■ What this task involves: Report only the number of lines that hold the word "styles".

---------- Supplied information ----------

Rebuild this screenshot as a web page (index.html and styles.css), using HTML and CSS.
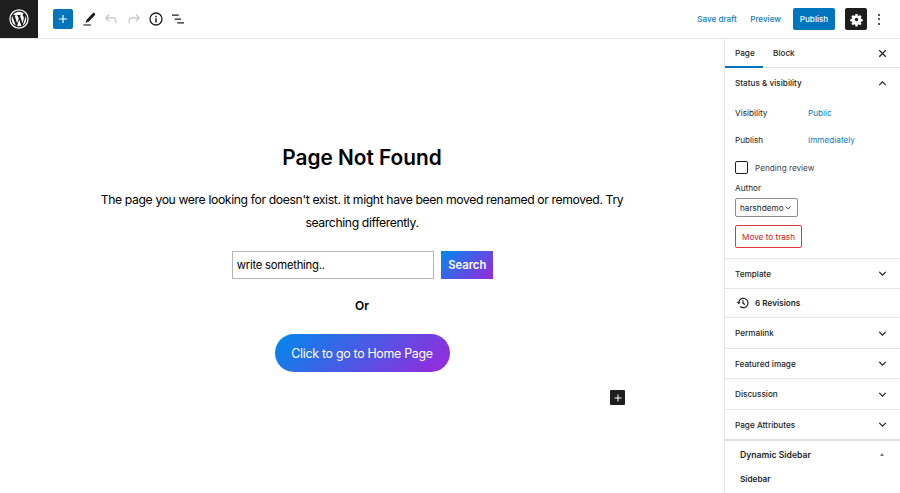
FILE: index.html
```html
<!DOCTYPE html>
<html lang="en">
<head>
<meta charset="utf-8">
<title>Edit Page</title>
<link rel="stylesheet" href="styles.css">
</head>
<body>
<div class="app">
  <header class="topbar">
    <div class="wp-logo">
      <svg viewBox="0 0 28 28" width="24" height="24"><circle cx="14" cy="14" r="10.6" fill="none" stroke="#fff" stroke-width="1.5"/><path fill="#fff" d="M5.4 14c0 3.4 2 6.3 4.8 7.7L6.1 10.5A8.6 8.6 0 0 0 5.4 14Zm14.4-.4c0-1.1-.4-1.8-.7-2.4-.4-.7-.8-1.3-.8-2 0-.8.6-1.5 1.4-1.5h.1A8.6 8.6 0 0 0 7 9.3h.6c.9 0 2.3-.1 2.3-.1.5 0 .5.7 0 .7 0 0-.5.1-1 .1l3 9 1.8-5.5-1.3-3.5c-.5 0-.9-.1-.9-.1-.5 0-.4-.7 0-.7 0 0 1.4.1 2.3.1.9 0 2.3-.1 2.3-.1.5 0 .5.7 0 .7 0 0-.5.1-1 .1l3 8.9.8-2.8c.4-1.1.6-2 .6-2.7Zm-5.6 1.2-2.5 7.3a8.6 8.6 0 0 0 5.3-.1l-.1-.1-2.7-7.1Zm7.3-4.8.1.9c0 .9-.2 1.9-.7 3.1l-2.6 7.6a8.6 8.6 0 0 0 3.2-11.6Z"/></svg>
    </div>
    <div class="tools">
      <button class="add-btn" type="button" aria-label="Add block">
        <svg viewBox="0 0 24 24" width="14" height="14"><path fill="#fff" d="M11 5h2v6h6v2h-6v6h-2v-6H5v-2h6z"/></svg>
      </button>
      <span class="tool"><svg viewBox="0 0 24 24" width="18" height="18"><path fill="#1e1e1e" d="M19.6 4.300c-.9-.8-2-.7-2.700 0l-8 8.600-1.600 4.100 4.200-1.400 8.200-8.500c.7-.8.7-2-.1-2.800Z"/><path fill="#1e1e1e" d="M4.500 19.200h10v1.500h-10z"/></svg></span>
      <span class="tool"><svg viewBox="0 0 24 24" width="18" height="18"><path fill="none" stroke="#c4c4c4" stroke-width="1.500" d="M9.500 6 5 10.500l4.500 4.500M5 10.500h9.500c2.500 0 4 1.700 4 4V18"/></svg></span>
      <span class="tool"><svg viewBox="0 0 24 24" width="18" height="18"><path fill="none" stroke="#c4c4c4" stroke-width="1.500" d="M14.500 6 19 10.500 14.500 15M19 10.500H9.500c-2.500 0-4 1.700-4 4V18"/></svg></span>
      <span class="tool"><svg viewBox="0 0 24 24" width="18" height="18"><circle cx="12" cy="12" r="8" fill="none" stroke="#1e1e1e" stroke-width="1.700"/><path fill="#1e1e1e" d="M11 11h2v5.500h-2zM11 7.500h2v2h-2z"/></svg></span>
      <span class="tool"><svg viewBox="0 0 24 24" width="18" height="18"><path fill="#1e1e1e" d="M4 6h9v1.700H4zM7.500 11.200H16v1.700H7.500zM11 16.400h9v1.700h-9z"/></svg></span>
    </div>
    <div class="actions">
      <a class="link">Save draft</a>
      <a class="link">Preview</a>
      <button class="publish" type="button">Publish</button>
      <button class="settings" type="button" aria-label="Settings">
        <svg viewBox="0 0 24 24" width="15" height="15"><path fill="#fff" fill-rule="evenodd" d="M10.300 3h3.400l.4 2.600 1.500.7 2.200-1.400 2.400 2.400-1.400 2.100.6 1.500 2.600.5v3.200l-2.600.5-.6 1.500 1.400 2.100-2.400 2.400-2.200-1.400-1.500.7-.4 2.600h-3.400l-.4-2.600-1.500-.7-2.200 1.400-2.400-2.400 1.400-2.100-.6-1.500-2.600-.5v-3.200l2.600-.5.600-1.500-1.400-2.100 2.400-2.400 2.200 1.400 1.500-.7ZM12 9.200a2.800 2.800 0 1 0 0 5.600 2.800 2.800 0 0 0 0-5.600Z"/></svg>
      </button>
      <span class="dots"><i></i><i></i><i></i></span>
    </div>
  </header>
  <div class="body">
    <main class="canvas">
      <h1 class="title">Page Not Found</h1>
      <p class="lead">The page you were looking for doesn't exist. it might have been moved renamed or removed. Try searching differently.</p>
      <div class="search">
        <div class="search-input">write something..</div>
        <div class="search-btn">Search</div>
      </div>
      <div class="or">Or</div>
      <div class="home-btn">Click to go to Home Page</div>
      <div class="block-add-row">
        <span class="block-add"><svg viewBox="0 0 24 24" width="12" height="12"><path fill="#fff" d="M11 5h2v6h6v2h-6v6h-2v-6H5v-2h6z"/></svg></span>
      </div>
    </main>
    <aside class="sidebar">
      <div class="tabs">
        <span class="tab active">Page</span>
        <span class="tab">Block</span>
        <svg class="close" viewBox="0 0 24 24" width="13" height="13"><path fill="none" stroke="#1e1e1e" stroke-width="2.200" d="m6 6 12 12M18 6 6 18"/></svg>
      </div>
      <section class="panel status">
        <div class="panel-head"><span>Status &amp; visibility</span>
          <svg class="chev" viewBox="0 0 24 24" width="13" height="13"><path fill="none" stroke="#1e1e1e" stroke-width="2.200" d="m6 15 6-6 6 6"/></svg>
        </div>
        <div class="row row-vis"><span class="row-label">Visibility</span><a class="row-link">Public</a></div>
        <div class="row row-pub"><span class="row-label">Publish</span><a class="row-link">Immediately</a></div>
        <div class="check-row"><span class="checkbox"></span><span>Pending review</span></div>
        <div class="author-label">Author</div>
        <div class="select"><span>harshdemo</span><svg viewBox="0 0 24 24" width="9" height="9"><path fill="none" stroke="#1e1e1e" stroke-width="2.600" d="m5 9 7 7 7-7"/></svg></div>
        <div class="trash">Move to trash</div>
      </section>
      <section class="panel closed h30"><span>Template</span><svg class="chev" viewBox="0 0 24 24" width="13" height="13"><path fill="none" stroke="#1e1e1e" stroke-width="2.200" d="m6 9 6 6 6-6"/></svg></section>
      <section class="panel closed h29">
        <span class="rev"><svg viewBox="0 0 24 24" width="16" height="16"><path fill="none" stroke="#1e1e1e" stroke-width="1.800" d="M5.500 12a7 7 0 1 1 2.300 5.200M12 8v4.500l3 1.800"/><path fill="#1e1e1e" d="m2.500 10.500 3 3.500 3-3.500z"/></svg><span>6 Revisions</span></span>
      </section>
      <section class="panel closed h31"><span>Permalink</span><svg class="chev" viewBox="0 0 24 24" width="13" height="13"><path fill="none" stroke="#1e1e1e" stroke-width="2.200" d="m6 9 6 6 6-6"/></svg></section>
      <section class="panel closed h30"><span>Featured image</span><svg class="chev" viewBox="0 0 24 24" width="13" height="13"><path fill="none" stroke="#1e1e1e" stroke-width="2.200" d="m6 9 6 6 6-6"/></svg></section>
      <section class="panel closed h31"><span>Discussion</span><svg class="chev" viewBox="0 0 24 24" width="13" height="13"><path fill="none" stroke="#1e1e1e" stroke-width="2.200" d="m6 9 6 6 6-6"/></svg></section>
      <section class="panel closed h31 thick"><span>Page Attributes</span><svg class="chev" viewBox="0 0 24 24" width="13" height="13"><path fill="none" stroke="#1e1e1e" stroke-width="2.200" d="m6 9 6 6 6-6"/></svg></section>
      <section class="dyn">
        <div class="dyn-head"><span>Dynamic Sidebar</span><i class="tri"></i></div>
        <div class="dyn-item">Sidebar</div>
      </section>
    </aside>
  </div>
</div>
</body>
</html>
```
FILE: styles.css
```css
* { box-sizing: border-box; }
html, body { margin: 0; height: 100%; overflow: hidden; background: #fff; }
body { font-family: Inter, "Liberation Sans", sans-serif; color: #1e1e1e; }
.app { width: 900px; height: 493px; display: flex; flex-direction: column; }
button { font-family: inherit; border: 0; padding: 0; }

.topbar { height: 39px; flex: none; display: flex; align-items: center; border-bottom: 1px solid #e6e6e6; padding-right: 19px; }
.wp-logo { width: 38px; height: 38px; background: #1e1e1e; display: flex; align-items: center; justify-content: center; }
.tools { display: flex; align-items: center; margin-left: 15px; }
.add-btn { width: 20px; height: 20px; background: #0075bd; border-radius: 2px; display: flex; align-items: center; justify-content: center; margin-right: 5px; }
.tool { width: 22.300px; height: 24px; display: flex; align-items: center; justify-content: center; }
.actions { margin-left: auto; display: flex; align-items: center; }
.link { font-size: 8.100px; font-weight: 500; color: #0a7cbf; margin-right: 13.500px; }
.link + .link { margin-right: 12px; }
.publish { width: 42px; height: 22px; background: #0075bd; color: #fff; font-size: 8.100px; font-weight: 500; border-radius: 2px; margin-right: 10px; }
.settings { width: 22px; height: 22px; background: #1e1e1e; border-radius: 2px; display: flex; align-items: center; justify-content: center; margin-right: 10px; }
.dots { display: flex; flex-direction: column; gap: 2.500px; width: 4px; align-items: center; }
.dots i { width: 2px; height: 2px; background: #1e1e1e; border-radius: 50%; display: block; }

.body { flex: 1; display: flex; min-height: 0; }
.canvas { width: 724px; flex: none; display: flex; flex-direction: column; align-items: center; padding-top: 105px; color: #000; }
.title { margin: 0; font-size: 20.800px; line-height: 27px; font-weight: 600; }
.lead { margin: 17px 0 0; width: 540px; text-align: center; font-size: 12.200px; letter-spacing: -.37px; line-height: 23px; }
.search { display: flex; margin: 17px 0 0 1px; gap: 7.500px; }
.search-input { width: 202px; height: 28px; border: 1px solid #b5b5b5; font-size: 11.300px; letter-spacing: -.25px; line-height: 26px; padding-left: 4px; }
.search-btn { width: 52px; height: 28px; background: linear-gradient(135deg, #0089ec, #9a27dc); color: #fff; font-size: 11.200px; font-weight: 600; line-height: 28px; text-align: center; }
.or { margin-top: 19px; font-size: 12px; font-weight: 600; line-height: 16px; }
.home-btn { margin-top: 20px; width: 175px; height: 38px; border-radius: 19px; background: linear-gradient(135deg, #0089ec, #9a27dc); color: #fff; font-size: 12.400px; letter-spacing: -.3px; line-height: 39px; text-align: center; }
.block-add-row { width: 100%; display: flex; justify-content: flex-end; padding-right: 99px; margin-top: 18px; }
.block-add { width: 15px; height: 15px; background: #1e1e1e; border-radius: 1px; display: flex; align-items: center; justify-content: center; }

.sidebar { width: 176px; flex: none; border-left: 1px solid #e6e6e6; font-size: 8.200px; font-weight: 500; overflow: hidden; }
.tabs { height: 29px; display: flex; align-items: center; border-bottom: 1px solid #e6e6e6; }
.tab { height: 29px; line-height: 28px; padding: 0 10px; }
.tab.active { width: 38px; border-bottom: 2px solid #0075bd; }
.close { margin-left: auto; margin-right: 11px; }
.panel { border-bottom: 1px solid #e6e6e6; }
.status { height: 191px; padding: 0 10px; }
.panel-head { height: 30px; display: flex; align-items: center; justify-content: space-between; }
.chev { margin-right: 1px; }
.row { display: flex; align-items: center; font-weight: 400; height: 12px; }
.row-label { width: 73px; }
.row-link { color: #0a7cbf; }
.row-vis { margin-top: 9px; }
.row-pub { margin-top: 15px; }
.check-row { margin-top: 15px; display: flex; align-items: center; gap: 7px; font-weight: 400; color: #444; }
.checkbox { width: 13px; height: 13px; border: 1px solid #1e1e1e; border-radius: 2px; display: block; }
.author-label { margin-top: 8px; font-weight: 400; line-height: 12px; }
.select { margin-top: 4px; width: 63px; height: 19px; border: 1px solid #8d8d8d; border-radius: 2px; display: flex; align-items: center; justify-content: space-between; padding: 0 5px 0 4px; font-weight: 400; }
.trash { margin-top: 8px; width: 67px; height: 23px; border: 1px solid #d9383c; border-radius: 2px; color: #cc1818; line-height: 22px; text-align: center; font-weight: 400; }
.closed { display: flex; align-items: center; justify-content: space-between; padding: 0 10px; }
.h31 { height: 31px; }
.h30 { height: 30px; }
.h29 { height: 29px; }
.thick { border-bottom: 2px solid #e0e0e0; }
.rev { display: flex; align-items: center; gap: 4px; }
.rev span { font-weight: 600; }
.dyn { padding: 0 15px; }
.dyn-head { height: 27px; display: flex; align-items: center; justify-content: space-between; font-size: 8.650px; font-weight: 600; }
.tri { width: 0; height: 0; border: 2.500px solid transparent; border-bottom: 3.500px solid #777; border-top: 0; margin-right: 1px; }
.dyn-item { margin-top: 5px; line-height: 12px; font-weight: 600; }
```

----------

■ Exercise result: 3